La grande crescita registrata in settori chiave dell’economia, fu sostenuta attraverso l’allargamento della spesa pubblica. La politica desarrolista del presidente, con un poderoso aumento della spesa statale, incontrò l’opposizione non solo di alcuni ambienti politici e sociali brasiliani, ma anche del Fondo Monetario Internazionale, con cui Kubitschek arrivò a rompere le relazioni nel 1961. L’avversione degli Stati Uniti verso questa fase politica brasiliana crebbe considerevolmente nel 1959, quando Kubitschek autorizzò l’invio di una missione commerciale a Mosca.

Dopo la breve presidenza di Janio Quadros, durata 7 mesi, nel 1961 Joao Goulart diventa presidente del Brasile.

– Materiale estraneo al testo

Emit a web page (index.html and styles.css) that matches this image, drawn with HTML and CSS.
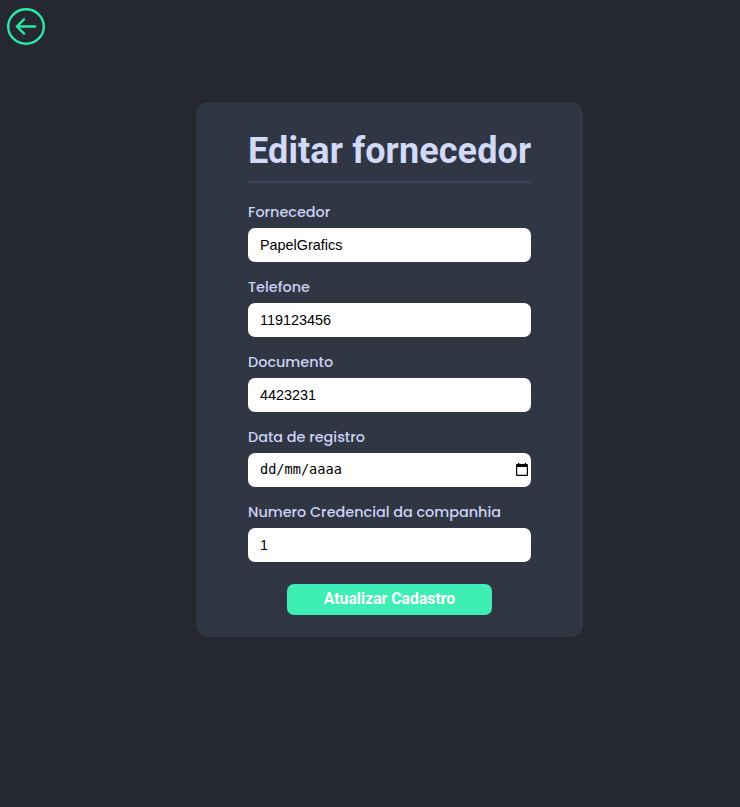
FILE: index.html
```html
<!DOCTYPE html>
<html lang="pt-BR">
<head>
<meta charset="utf-8">
<title>Editar fornecedor</title>
<link rel="stylesheet" href="styles.css">
</head>
<body>
<a class="back" href="#" aria-label="Voltar">
<svg width="38" height="38" viewBox="0 0 38 38" fill="none" stroke="#2ae8a5" stroke-width="2.4" stroke-linecap="round" stroke-linejoin="round"><ellipse cx="19" cy="18.5" rx="17.8" ry="17.3"/><path d="M28 18.5H10M17 11.3L9.8 18.5L17 25.7"/></svg>
</a>
<form class="card">
<h1 class="title">Editar fornecedor</h1>
<div class="field"><label class="label" for="f1">Fornecedor</label><input class="input" id="f1" value="PapelGrafics"></div>
<div class="field"><label class="label" for="f2">Telefone</label><input class="input" id="f2" value="119123456"></div>
<div class="field"><label class="label" for="f3">Documento</label><input class="input" id="f3" value="4423231"></div>
<div class="field"><span class="label">Data de registro</span>
<div class="input date"><span>dd/mm/aaaa</span><svg width="12" height="13" viewBox="0 0 12 13" fill="#000"><path fill-rule="evenodd" d="M2 0H3.3V1H8.7V0H10V1H11Q12 1 12 2V12Q12 13 11 13H1Q0 13 0 12V2Q0 1 1 1H2ZM1.2 4V11.8H10.8V4Z"/></svg></div></div>
<div class="field"><label class="label" for="f5">Numero Credencial da companhia</label><input class="input" id="f5" value="1"></div>
<button class="submit" type="button">Atualizar Cadastro</button>
</form>
</body>
</html>
```
FILE: styles.css
```css
* { box-sizing: border-box; }
body { margin: 0; min-height: 807px; background: #252731; padding: 8px 7px 0; overflow: hidden; }
.back { display: block; width: 38px; height: 38px; }
.back svg { display: block; }
.card { display: flex; flex-direction: column; width: 387px; height: 535px; margin: 56px 0 0 189px; padding: 26px 52px 0; border-radius: 12px; background: #303644; }
.title { margin: 0 0 19px; height: 55px; border-bottom: 2px solid #3e4160; color: #d3d9f8; font: 700 36px/47px Roboto, sans-serif; letter-spacing: 0.12px; white-space: nowrap; }
.field { height: 75px; }
.label { display: block; height: 26px; color: #ccd2f4; font: 500 14.4px/20px Poppins, Inter, sans-serif; white-space: nowrap; }
.input { display: block; width: 100%; height: 34px; border: 0; border-radius: 7px; background: #fff; padding: 0 12px; color: #000; font: 14.4px "Liberation Sans", Arial, sans-serif; outline: 0; }
.date { display: flex; align-items: center; justify-content: space-between; padding: 0 3px 2px 12px; font: 13.6px "DejaVu Sans Mono", monospace; }
.submit { align-self: center; width: 205px; height: 31px; margin-top: 7px; border: 0; border-radius: 7px; padding: 0 0 2px; background: #3eeeb4; color: #fff; font: 700 15.75px/29px Roboto, sans-serif; }
```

Il nuovo presidente proseguì il lavoro dei suoi predecessori sia per quel che concerne la politica fiscale, sia sul fronte delle nazionalizzazioni delle risorse minerarie e petrolifere brasiliane. Nel 1962 fu promulgata una legge che limitava il rimpatrio dei profitti delle compagnie estere al 10% del valore degli investimenti fatti nel paese, colpendo direttamente gli interessi statunitensi. Ma furono gli sforzi verso una totale sindacalizzazione dei lavoratori rurali che gli alienarono del tutto i favori dell’oligarchia latifondista brasiliana, perno di quell’area conservatrice che già da tempo andava mostrando una certa insofferenza verso le politiche intraprese dai presidenti “populisti”. Furono infatti i settori conservatori del paese ad ottenere un emendamento alla Costituzione che trasformava la repubblica da presidenziale a parlamentare, con ovvia limitazione dei poteri del presidente. Ma il referendum del 1963 bocciò la riforma, ratificando la continuità della forma presidenziale.

Grandi imprenditori, proprietari fondiari e quella che potremmo definire come “borghesia” finanziaria, si mobilitarono contro il presidente ingrossando le file dell’IBAD (Instituto Brasileiro de Accion Democratica), contando sull’appoggio sia della Chiesa che delle forze armate. A questo punto Goulart chiamò l’economista Celso Furtado a dirigere un piano triennale di sviluppo. Questo piano prevedeva misure molto impopolari, atte a combattere un’inflazione del 65% annuo, ma allo stesso tempo, attraverso l’imposizione fiscale progressiva e la riforma del latifondo incolto, toccava gli interessi più forti. Le ulteriori importanti misure di nazionalizzazione del petrolio e di espropriazione delle grandi proprietà incolte nel marzo del 1964, surriscaldarono un clima già molto caldo. Nelle idee di Goulart, l’ampliamento del diritto di voto, ora garantito anche agli analfabeti, serviva ad allargare il consenso popolare. Fu, nei fatti, l’ultima mossa del presidente.

Il 31 marzo 1964 un colpo di stato militare guidato dal generale Humberto de Alencar Castelo Branco, depose Goulart costringendolo all’esilio in Uruguay. La mattina dello stesso giorno arrivò anche l’approvazione del presidente degli Stati Uniti Lyndon B. Johnson. Secondo la registrazione di una telefonata tra quest’ultimo, il sottosegretario George Ball e il sottosegretario agli Affari Latinoamericani Thomas Mann, il presidente, informato di quanto stava accadendo in Brasile in quelle ore, disse “penso che dovremmo fare qualsiasi cosa per sostenere il golpe in atto”. Per il Brasile fu la fine di un’era. Per il regime militare l’inizio di un regno durato 21 anni.